## EXERCISE GOAL
Copy out the listing that follows exactly, dropping every picture.

## DATASET CONTENT
◆ ◆ ◆ ◆ ◆ ◆ ◆

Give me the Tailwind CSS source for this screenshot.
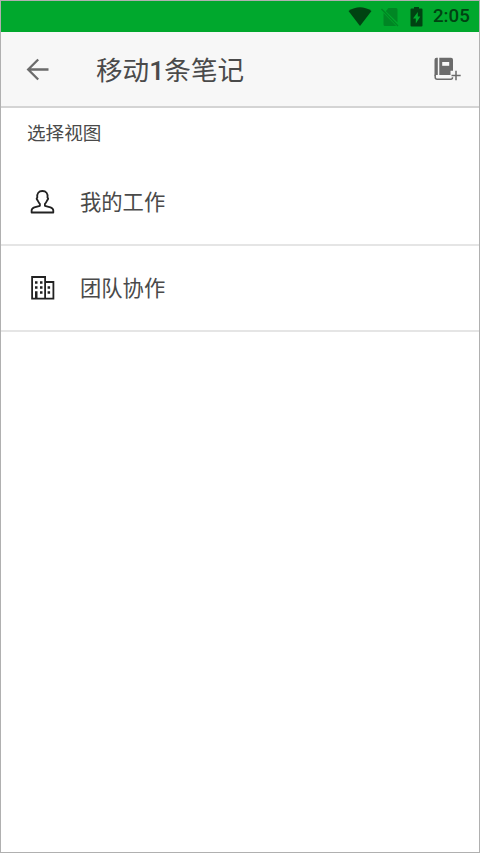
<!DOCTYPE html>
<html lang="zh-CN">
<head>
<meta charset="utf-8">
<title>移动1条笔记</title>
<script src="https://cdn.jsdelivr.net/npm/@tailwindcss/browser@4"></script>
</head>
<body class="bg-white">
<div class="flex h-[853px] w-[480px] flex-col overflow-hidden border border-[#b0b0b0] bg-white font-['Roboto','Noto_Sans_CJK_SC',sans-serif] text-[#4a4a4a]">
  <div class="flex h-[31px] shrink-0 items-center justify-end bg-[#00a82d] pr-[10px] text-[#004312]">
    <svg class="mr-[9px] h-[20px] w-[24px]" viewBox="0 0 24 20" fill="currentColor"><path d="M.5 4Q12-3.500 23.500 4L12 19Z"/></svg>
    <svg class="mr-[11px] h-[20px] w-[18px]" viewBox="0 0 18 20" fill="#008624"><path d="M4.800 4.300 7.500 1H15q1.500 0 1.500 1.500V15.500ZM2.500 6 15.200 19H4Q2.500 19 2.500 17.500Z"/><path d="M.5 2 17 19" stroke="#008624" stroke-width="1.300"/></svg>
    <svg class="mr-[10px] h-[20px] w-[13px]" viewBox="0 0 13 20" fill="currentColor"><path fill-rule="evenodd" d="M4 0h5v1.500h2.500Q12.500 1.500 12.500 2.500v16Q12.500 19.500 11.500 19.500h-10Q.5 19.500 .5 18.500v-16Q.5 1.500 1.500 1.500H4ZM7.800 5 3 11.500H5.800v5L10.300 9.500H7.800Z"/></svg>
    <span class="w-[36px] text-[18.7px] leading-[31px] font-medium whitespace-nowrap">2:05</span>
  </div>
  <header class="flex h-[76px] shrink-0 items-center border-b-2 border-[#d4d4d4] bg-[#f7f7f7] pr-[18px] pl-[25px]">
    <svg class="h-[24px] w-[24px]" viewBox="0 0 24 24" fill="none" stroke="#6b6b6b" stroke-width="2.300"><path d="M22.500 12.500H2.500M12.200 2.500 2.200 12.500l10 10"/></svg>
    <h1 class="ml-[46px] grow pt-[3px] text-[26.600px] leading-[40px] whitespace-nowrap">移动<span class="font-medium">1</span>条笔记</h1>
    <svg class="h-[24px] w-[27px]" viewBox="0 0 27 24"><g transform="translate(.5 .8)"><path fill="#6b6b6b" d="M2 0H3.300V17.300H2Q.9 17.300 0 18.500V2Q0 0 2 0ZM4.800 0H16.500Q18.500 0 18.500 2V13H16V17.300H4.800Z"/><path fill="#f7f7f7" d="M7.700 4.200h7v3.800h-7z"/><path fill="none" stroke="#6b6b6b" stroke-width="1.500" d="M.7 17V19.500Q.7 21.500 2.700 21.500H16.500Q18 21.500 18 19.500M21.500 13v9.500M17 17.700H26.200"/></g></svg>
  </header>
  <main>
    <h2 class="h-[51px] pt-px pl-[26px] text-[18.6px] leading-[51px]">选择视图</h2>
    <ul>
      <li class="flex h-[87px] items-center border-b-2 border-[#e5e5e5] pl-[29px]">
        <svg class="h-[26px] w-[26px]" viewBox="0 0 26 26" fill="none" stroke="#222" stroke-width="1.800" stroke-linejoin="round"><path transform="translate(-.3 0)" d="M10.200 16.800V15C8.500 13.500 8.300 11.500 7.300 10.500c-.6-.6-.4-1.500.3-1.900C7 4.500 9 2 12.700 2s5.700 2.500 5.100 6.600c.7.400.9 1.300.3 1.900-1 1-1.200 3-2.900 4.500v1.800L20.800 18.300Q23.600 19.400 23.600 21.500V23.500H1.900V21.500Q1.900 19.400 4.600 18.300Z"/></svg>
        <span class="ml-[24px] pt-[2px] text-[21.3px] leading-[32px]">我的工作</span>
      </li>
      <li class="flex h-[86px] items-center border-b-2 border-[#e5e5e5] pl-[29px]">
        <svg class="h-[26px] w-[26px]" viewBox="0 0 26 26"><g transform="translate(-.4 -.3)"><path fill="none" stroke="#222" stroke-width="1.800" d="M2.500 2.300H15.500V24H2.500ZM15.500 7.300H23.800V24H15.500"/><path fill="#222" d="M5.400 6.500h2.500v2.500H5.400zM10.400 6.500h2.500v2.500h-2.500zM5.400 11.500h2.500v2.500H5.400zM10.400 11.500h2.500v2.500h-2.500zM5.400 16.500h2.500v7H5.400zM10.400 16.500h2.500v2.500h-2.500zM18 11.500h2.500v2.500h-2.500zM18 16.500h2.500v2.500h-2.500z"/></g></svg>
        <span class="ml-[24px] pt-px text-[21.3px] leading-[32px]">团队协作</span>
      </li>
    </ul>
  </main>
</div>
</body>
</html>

◆ ◆ ◆ ◆ ◆ ◆ ◆

## RESPONSE TO THE TASK
Give me the Tailwind CSS source for this screenshot.
<!DOCTYPE html>
<html lang="zh-CN">
<head>
<meta charset="utf-8">
<title>移动1条笔记</title>
<script src="https://cdn.jsdelivr.net/npm/@tailwindcss/browser@4"></script>
</head>
<body class="bg-white">
<div class="flex h-[853px] w-[480px] flex-col overflow-hidden border border-[#b0b0b0] bg-white font-['Roboto','Noto_Sans_CJK_SC',sans-serif] text-[#4a4a4a]">
  <div class="flex h-[31px] shrink-0 items-center justify-end bg-[#00a82d] pr-[10px] text-[#004312]">
    <svg class="mr-[9px] h-[20px] w-[24px]" viewBox="0 0 24 20" fill="currentColor"><path d="M.5 4Q12-3.500 23.500 4L12 19Z"/></svg>
    <svg class="mr-[11px] h-[20px] w-[18px]" viewBox="0 0 18 20" fill="#008624"><path d="M4.800 4.300 7.500 1H15q1.500 0 1.500 1.500V15.500ZM2.500 6 15.200 19H4Q2.500 19 2.500 17.500Z"/><path d="M.5 2 17 19" stroke="#008624" stroke-width="1.300"/></svg>
    <svg class="mr-[10px] h-[20px] w-[13px]" viewBox="0 0 13 20" fill="currentColor"><path fill-rule="evenodd" d="M4 0h5v1.500h2.500Q12.500 1.500 12.500 2.500v16Q12.500 19.500 11.500 19.500h-10Q.5 19.500 .5 18.500v-16Q.5 1.500 1.500 1.500H4ZM7.800 5 3 11.500H5.800v5L10.300 9.500H7.800Z"/></svg>
    <span class="w-[36px] text-[18.7px] leading-[31px] font-medium whitespace-nowrap">2:05</span>
  </div>
  <header class="flex h-[76px] shrink-0 items-center border-b-2 border-[#d4d4d4] bg-[#f7f7f7] pr-[18px] pl-[25px]">
    <svg class="h-[24px] w-[24px]" viewBox="0 0 24 24" fill="none" stroke="#6b6b6b" stroke-width="2.300"><path d="M22.500 12.500H2.500M12.200 2.500 2.200 12.500l10 10"/></svg>
    <h1 class="ml-[46px] grow pt-[3px] text-[26.600px] leading-[40px] whitespace-nowrap">移动<span class="font-medium">1</span>条笔记</h1>
    <svg class="h-[24px] w-[27px]" viewBox="0 0 27 24"><g transform="translate(.5 .8)"><path fill="#6b6b6b" d="M2 0H3.300V17.300H2Q.9 17.300 0 18.500V2Q0 0 2 0ZM4.800 0H16.500Q18.500 0 18.500 2V13H16V17.300H4.800Z"/><path fill="#f7f7f7" d="M7.700 4.200h7v3.800h-7z"/><path fill="none" stroke="#6b6b6b" stroke-width="1.500" d="M.7 17V19.500Q.7 21.500 2.700 21.500H16.500Q18 21.500 18 19.500M21.500 13v9.500M17 17.700H26.200"/></g></svg>
  </header>
  <main>
    <h2 class="h-[51px] pt-px pl-[26px] text-[18.6px] leading-[51px]">选择视图</h2>
    <ul>
      <li class="flex h-[87px] items-center border-b-2 border-[#e5e5e5] pl-[29px]">
        <svg class="h-[26px] w-[26px]" viewBox="0 0 26 26" fill="none" stroke="#222" stroke-width="1.800" stroke-linejoin="round"><path transform="translate(-.3 0)" d="M10.200 16.800V15C8.500 13.500 8.300 11.500 7.300 10.500c-.6-.6-.4-1.500.3-1.900C7 4.500 9 2 12.700 2s5.700 2.500 5.100 6.600c.7.400.9 1.300.3 1.900-1 1-1.200 3-2.900 4.500v1.800L20.800 18.300Q23.600 19.400 23.600 21.500V23.500H1.900V21.500Q1.900 19.400 4.600 18.300Z"/></svg>
        <span class="ml-[24px] pt-[2px] text-[21.3px] leading-[32px]">我的工作</span>
      </li>
      <li class="flex h-[86px] items-center border-b-2 border-[#e5e5e5] pl-[29px]">
        <svg class="h-[26px] w-[26px]" viewBox="0 0 26 26"><g transform="translate(-.4 -.3)"><path fill="none" stroke="#222" stroke-width="1.800" d="M2.500 2.300H15.500V24H2.500ZM15.500 7.300H23.800V24H15.500"/><path fill="#222" d="M5.400 6.500h2.500v2.500H5.400zM10.400 6.500h2.500v2.500h-2.500zM5.400 11.500h2.500v2.500H5.400zM10.400 11.500h2.500v2.500h-2.500zM5.400 16.500h2.500v7H5.400zM10.400 16.500h2.500v2.500h-2.500zM18 11.500h2.500v2.500h-2.500zM18 16.500h2.500v2.500h-2.500z"/></g></svg>
        <span class="ml-[24px] pt-px text-[21.3px] leading-[32px]">团队协作</span>
      </li>
    </ul>
  </main>
</div>
</body>
</html>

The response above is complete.